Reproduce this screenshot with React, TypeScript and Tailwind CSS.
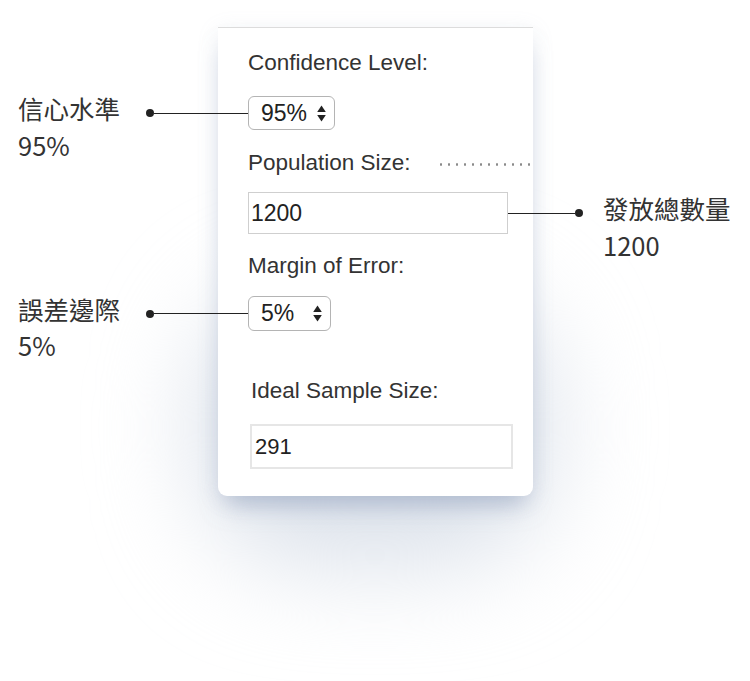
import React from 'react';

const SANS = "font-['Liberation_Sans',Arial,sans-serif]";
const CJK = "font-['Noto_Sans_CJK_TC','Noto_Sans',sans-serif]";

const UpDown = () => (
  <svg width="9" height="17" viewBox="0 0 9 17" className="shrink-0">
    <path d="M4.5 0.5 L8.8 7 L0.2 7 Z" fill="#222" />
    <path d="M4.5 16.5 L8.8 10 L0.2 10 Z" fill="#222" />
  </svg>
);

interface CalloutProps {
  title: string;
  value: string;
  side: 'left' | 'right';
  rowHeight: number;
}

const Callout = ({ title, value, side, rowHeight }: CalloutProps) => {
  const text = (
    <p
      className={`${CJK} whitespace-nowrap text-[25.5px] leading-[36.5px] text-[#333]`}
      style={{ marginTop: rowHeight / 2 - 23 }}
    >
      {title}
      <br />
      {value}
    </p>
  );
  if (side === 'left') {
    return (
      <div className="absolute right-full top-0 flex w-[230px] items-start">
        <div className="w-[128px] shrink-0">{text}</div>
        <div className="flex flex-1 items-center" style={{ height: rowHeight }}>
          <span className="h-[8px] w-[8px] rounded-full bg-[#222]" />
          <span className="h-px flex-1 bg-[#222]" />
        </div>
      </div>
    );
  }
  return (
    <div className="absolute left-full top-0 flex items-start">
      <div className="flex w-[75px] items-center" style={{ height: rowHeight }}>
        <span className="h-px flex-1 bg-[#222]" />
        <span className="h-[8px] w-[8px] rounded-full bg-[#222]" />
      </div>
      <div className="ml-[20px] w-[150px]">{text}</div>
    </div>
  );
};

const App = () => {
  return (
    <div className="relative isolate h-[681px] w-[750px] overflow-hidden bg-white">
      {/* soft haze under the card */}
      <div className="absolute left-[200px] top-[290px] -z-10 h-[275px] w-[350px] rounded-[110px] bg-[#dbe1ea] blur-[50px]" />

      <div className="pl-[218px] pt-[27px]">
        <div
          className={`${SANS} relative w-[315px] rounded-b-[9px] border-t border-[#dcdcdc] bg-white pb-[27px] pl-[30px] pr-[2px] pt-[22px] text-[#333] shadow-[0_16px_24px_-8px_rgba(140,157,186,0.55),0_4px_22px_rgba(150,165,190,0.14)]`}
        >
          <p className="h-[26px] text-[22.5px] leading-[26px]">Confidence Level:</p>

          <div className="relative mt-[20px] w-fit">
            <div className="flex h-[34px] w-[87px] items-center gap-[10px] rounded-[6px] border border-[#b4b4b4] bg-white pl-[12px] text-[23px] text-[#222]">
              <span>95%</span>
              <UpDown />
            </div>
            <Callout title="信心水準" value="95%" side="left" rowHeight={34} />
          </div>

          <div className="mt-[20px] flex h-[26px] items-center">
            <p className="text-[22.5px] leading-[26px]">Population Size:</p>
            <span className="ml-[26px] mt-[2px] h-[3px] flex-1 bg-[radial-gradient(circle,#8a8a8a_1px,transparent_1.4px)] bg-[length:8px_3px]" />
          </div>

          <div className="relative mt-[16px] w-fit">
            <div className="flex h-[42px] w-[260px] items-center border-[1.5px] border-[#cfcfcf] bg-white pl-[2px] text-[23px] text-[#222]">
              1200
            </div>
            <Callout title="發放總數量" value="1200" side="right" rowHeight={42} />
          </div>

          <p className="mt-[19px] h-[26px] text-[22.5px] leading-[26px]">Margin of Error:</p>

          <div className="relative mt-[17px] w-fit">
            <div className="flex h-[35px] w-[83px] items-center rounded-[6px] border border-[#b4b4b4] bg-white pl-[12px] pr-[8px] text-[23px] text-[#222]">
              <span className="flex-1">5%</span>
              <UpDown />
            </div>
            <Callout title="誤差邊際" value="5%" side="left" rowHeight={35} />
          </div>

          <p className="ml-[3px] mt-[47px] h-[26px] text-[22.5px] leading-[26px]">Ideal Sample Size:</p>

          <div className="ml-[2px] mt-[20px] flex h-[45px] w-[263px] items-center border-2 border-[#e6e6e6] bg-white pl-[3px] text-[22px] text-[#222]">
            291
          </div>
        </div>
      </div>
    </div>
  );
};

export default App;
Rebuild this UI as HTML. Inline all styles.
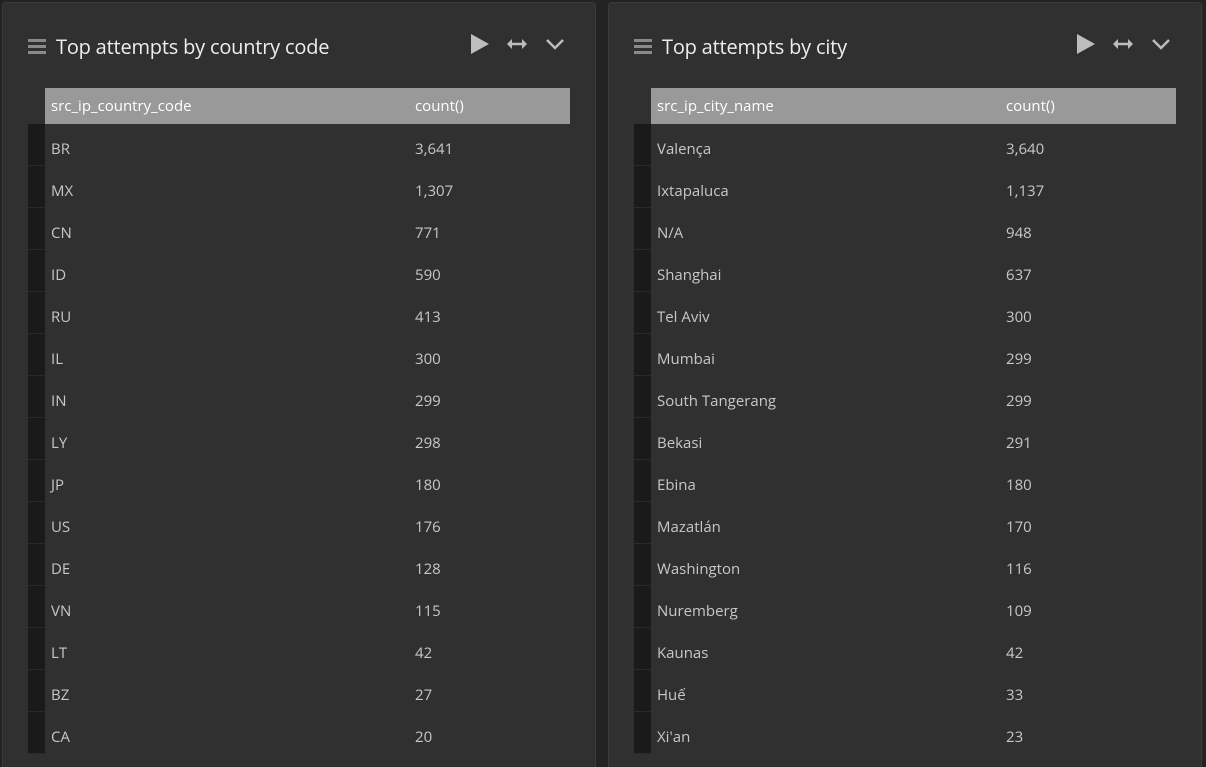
◇ ◇ ◇ ◇ ◇ ◇ ◇
## WRITTEN EXERCISE
Quote everything in the listing above exactly; pictures are the only thing to omit.

## FULL OUTPUT
Reproduce this screenshot with React, TypeScript and Tailwind CSS.
import React from 'react';

const SANS = "font-['Liberation_Sans',Arial,sans-serif]";
const CJK = "font-['Noto_Sans_CJK_TC','Noto_Sans',sans-serif]";

const UpDown = () => (
  <svg width="9" height="17" viewBox="0 0 9 17" className="shrink-0">
    <path d="M4.5 0.5 L8.8 7 L0.2 7 Z" fill="#222" />
    <path d="M4.5 16.5 L8.8 10 L0.2 10 Z" fill="#222" />
  </svg>
);

interface CalloutProps {
  title: string;
  value: string;
  side: 'left' | 'right';
  rowHeight: number;
}

const Callout = ({ title, value, side, rowHeight }: CalloutProps) => {
  const text = (
    <p
      className={`${CJK} whitespace-nowrap text-[25.5px] leading-[36.5px] text-[#333]`}
      style={{ marginTop: rowHeight / 2 - 23 }}
    >
      {title}
      <br />
      {value}
    </p>
  );
  if (side === 'left') {
    return (
      <div className="absolute right-full top-0 flex w-[230px] items-start">
        <div className="w-[128px] shrink-0">{text}</div>
        <div className="flex flex-1 items-center" style={{ height: rowHeight }}>
          <span className="h-[8px] w-[8px] rounded-full bg-[#222]" />
          <span className="h-px flex-1 bg-[#222]" />
        </div>
      </div>
    );
  }
  return (
    <div className="absolute left-full top-0 flex items-start">
      <div className="flex w-[75px] items-center" style={{ height: rowHeight }}>
        <span className="h-px flex-1 bg-[#222]" />
        <span className="h-[8px] w-[8px] rounded-full bg-[#222]" />
      </div>
      <div className="ml-[20px] w-[150px]">{text}</div>
    </div>
  );
};

const App = () => {
  return (
    <div className="relative isolate h-[681px] w-[750px] overflow-hidden bg-white">
      {/* soft haze under the card */}
      <div className="absolute left-[200px] top-[290px] -z-10 h-[275px] w-[350px] rounded-[110px] bg-[#dbe1ea] blur-[50px]" />

      <div className="pl-[218px] pt-[27px]">
        <div
          className={`${SANS} relative w-[315px] rounded-b-[9px] border-t border-[#dcdcdc] bg-white pb-[27px] pl-[30px] pr-[2px] pt-[22px] text-[#333] shadow-[0_16px_24px_-8px_rgba(140,157,186,0.55),0_4px_22px_rgba(150,165,190,0.14)]`}
        >
          <p className="h-[26px] text-[22.5px] leading-[26px]">Confidence Level:</p>

          <div className="relative mt-[20px] w-fit">
            <div className="flex h-[34px] w-[87px] items-center gap-[10px] rounded-[6px] border border-[#b4b4b4] bg-white pl-[12px] text-[23px] text-[#222]">
              <span>95%</span>
              <UpDown />
            </div>
            <Callout title="信心水準" value="95%" side="left" rowHeight={34} />
          </div>

          <div className="mt-[20px] flex h-[26px] items-center">
            <p className="text-[22.5px] leading-[26px]">Population Size:</p>
            <span className="ml-[26px] mt-[2px] h-[3px] flex-1 bg-[radial-gradient(circle,#8a8a8a_1px,transparent_1.4px)] bg-[length:8px_3px]" />
          </div>

          <div className="relative mt-[16px] w-fit">
            <div className="flex h-[42px] w-[260px] items-center border-[1.5px] border-[#cfcfcf] bg-white pl-[2px] text-[23px] text-[#222]">
              1200
            </div>
            <Callout title="發放總數量" value="1200" side="right" rowHeight={42} />
          </div>

          <p className="mt-[19px] h-[26px] text-[22.5px] leading-[26px]">Margin of Error:</p>

          <div className="relative mt-[17px] w-fit">
            <div className="flex h-[35px] w-[83px] items-center rounded-[6px] border border-[#b4b4b4] bg-white pl-[12px] pr-[8px] text-[23px] text-[#222]">
              <span className="flex-1">5%</span>
              <UpDown />
            </div>
            <Callout title="誤差邊際" value="5%" side="left" rowHeight={35} />
          </div>

          <p className="ml-[3px] mt-[47px] h-[26px] text-[22.5px] leading-[26px]">Ideal Sample Size:</p>

          <div className="ml-[2px] mt-[20px] flex h-[45px] w-[263px] items-center border-2 border-[#e6e6e6] bg-white pl-[3px] text-[22px] text-[#222]">
            291
          </div>
        </div>
      </div>
    </div>
  );
};

export default App;
Rebuild this UI as HTML. Inline all styles.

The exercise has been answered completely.